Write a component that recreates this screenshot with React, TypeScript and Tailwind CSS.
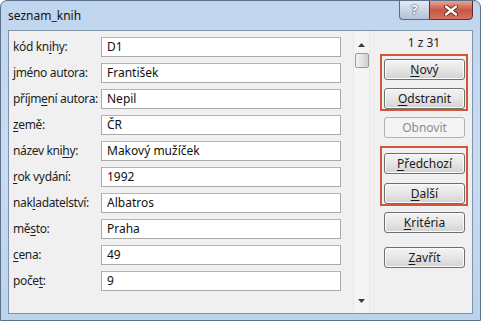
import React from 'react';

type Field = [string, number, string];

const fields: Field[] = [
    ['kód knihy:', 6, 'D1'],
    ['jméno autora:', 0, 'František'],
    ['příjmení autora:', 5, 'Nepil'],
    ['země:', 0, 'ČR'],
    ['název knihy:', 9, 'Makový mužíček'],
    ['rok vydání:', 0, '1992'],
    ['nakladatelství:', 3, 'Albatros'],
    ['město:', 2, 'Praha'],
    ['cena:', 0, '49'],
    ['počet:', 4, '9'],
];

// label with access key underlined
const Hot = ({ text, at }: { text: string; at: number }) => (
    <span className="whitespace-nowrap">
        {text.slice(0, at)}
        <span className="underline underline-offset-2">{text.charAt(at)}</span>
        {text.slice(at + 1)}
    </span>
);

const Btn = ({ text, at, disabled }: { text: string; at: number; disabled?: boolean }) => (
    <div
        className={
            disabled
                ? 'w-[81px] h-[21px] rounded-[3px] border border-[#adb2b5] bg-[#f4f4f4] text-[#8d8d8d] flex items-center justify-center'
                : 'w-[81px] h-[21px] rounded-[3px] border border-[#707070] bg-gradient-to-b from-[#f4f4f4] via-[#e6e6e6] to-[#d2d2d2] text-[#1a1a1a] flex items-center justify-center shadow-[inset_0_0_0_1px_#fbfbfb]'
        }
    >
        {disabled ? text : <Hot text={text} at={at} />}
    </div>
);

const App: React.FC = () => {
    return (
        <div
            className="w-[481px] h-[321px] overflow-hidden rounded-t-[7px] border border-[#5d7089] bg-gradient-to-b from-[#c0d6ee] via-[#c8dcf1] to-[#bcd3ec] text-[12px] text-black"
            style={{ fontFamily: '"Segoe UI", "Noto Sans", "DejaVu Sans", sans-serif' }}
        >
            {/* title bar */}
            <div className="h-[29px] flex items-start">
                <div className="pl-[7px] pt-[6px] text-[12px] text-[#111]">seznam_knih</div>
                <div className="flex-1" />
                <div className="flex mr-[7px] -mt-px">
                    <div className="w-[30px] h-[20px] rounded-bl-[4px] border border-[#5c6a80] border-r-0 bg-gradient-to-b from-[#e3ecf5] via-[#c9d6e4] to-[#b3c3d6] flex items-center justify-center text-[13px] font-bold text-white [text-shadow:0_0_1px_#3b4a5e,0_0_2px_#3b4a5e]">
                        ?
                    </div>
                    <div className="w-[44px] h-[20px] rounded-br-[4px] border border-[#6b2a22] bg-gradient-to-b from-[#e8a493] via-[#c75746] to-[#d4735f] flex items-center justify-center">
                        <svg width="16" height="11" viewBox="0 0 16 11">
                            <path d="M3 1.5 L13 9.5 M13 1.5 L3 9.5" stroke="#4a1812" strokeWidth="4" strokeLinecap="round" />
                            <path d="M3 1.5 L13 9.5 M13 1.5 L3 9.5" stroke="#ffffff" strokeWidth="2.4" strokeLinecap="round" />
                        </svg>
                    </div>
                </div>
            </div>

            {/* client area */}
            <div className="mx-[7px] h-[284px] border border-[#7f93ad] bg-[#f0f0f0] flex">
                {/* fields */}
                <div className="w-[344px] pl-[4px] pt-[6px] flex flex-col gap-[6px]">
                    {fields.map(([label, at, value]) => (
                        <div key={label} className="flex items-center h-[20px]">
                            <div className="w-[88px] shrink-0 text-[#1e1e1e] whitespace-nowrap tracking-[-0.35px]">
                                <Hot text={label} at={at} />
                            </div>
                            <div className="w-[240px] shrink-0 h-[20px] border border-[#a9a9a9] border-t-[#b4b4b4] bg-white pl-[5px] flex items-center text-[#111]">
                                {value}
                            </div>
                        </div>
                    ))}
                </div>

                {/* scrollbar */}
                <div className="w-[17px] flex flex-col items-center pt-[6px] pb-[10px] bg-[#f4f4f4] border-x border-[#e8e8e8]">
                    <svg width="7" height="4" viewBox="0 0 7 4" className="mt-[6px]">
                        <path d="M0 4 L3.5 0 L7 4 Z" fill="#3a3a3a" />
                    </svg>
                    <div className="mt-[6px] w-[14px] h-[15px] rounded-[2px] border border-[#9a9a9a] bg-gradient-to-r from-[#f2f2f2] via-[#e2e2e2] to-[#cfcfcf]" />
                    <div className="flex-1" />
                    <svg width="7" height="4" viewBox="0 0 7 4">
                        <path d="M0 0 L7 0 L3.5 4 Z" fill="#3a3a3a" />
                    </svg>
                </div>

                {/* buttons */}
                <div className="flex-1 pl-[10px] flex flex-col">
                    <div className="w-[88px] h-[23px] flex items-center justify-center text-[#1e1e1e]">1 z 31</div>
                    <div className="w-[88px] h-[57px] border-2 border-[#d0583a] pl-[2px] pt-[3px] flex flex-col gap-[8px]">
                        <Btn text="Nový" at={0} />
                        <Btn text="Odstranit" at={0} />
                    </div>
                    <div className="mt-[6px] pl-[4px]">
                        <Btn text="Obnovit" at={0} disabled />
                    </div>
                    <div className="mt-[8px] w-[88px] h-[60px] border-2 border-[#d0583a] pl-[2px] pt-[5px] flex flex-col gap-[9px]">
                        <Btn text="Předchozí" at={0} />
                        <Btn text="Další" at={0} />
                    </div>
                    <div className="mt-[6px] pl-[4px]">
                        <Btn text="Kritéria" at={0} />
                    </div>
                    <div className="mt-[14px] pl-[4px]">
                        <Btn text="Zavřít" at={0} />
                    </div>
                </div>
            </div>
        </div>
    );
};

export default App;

_ _ _ _ _

Across the material above, how many lines include the string "React"? Only the number is wanted.

SOLUTION FOR THIS EXERCISE:
3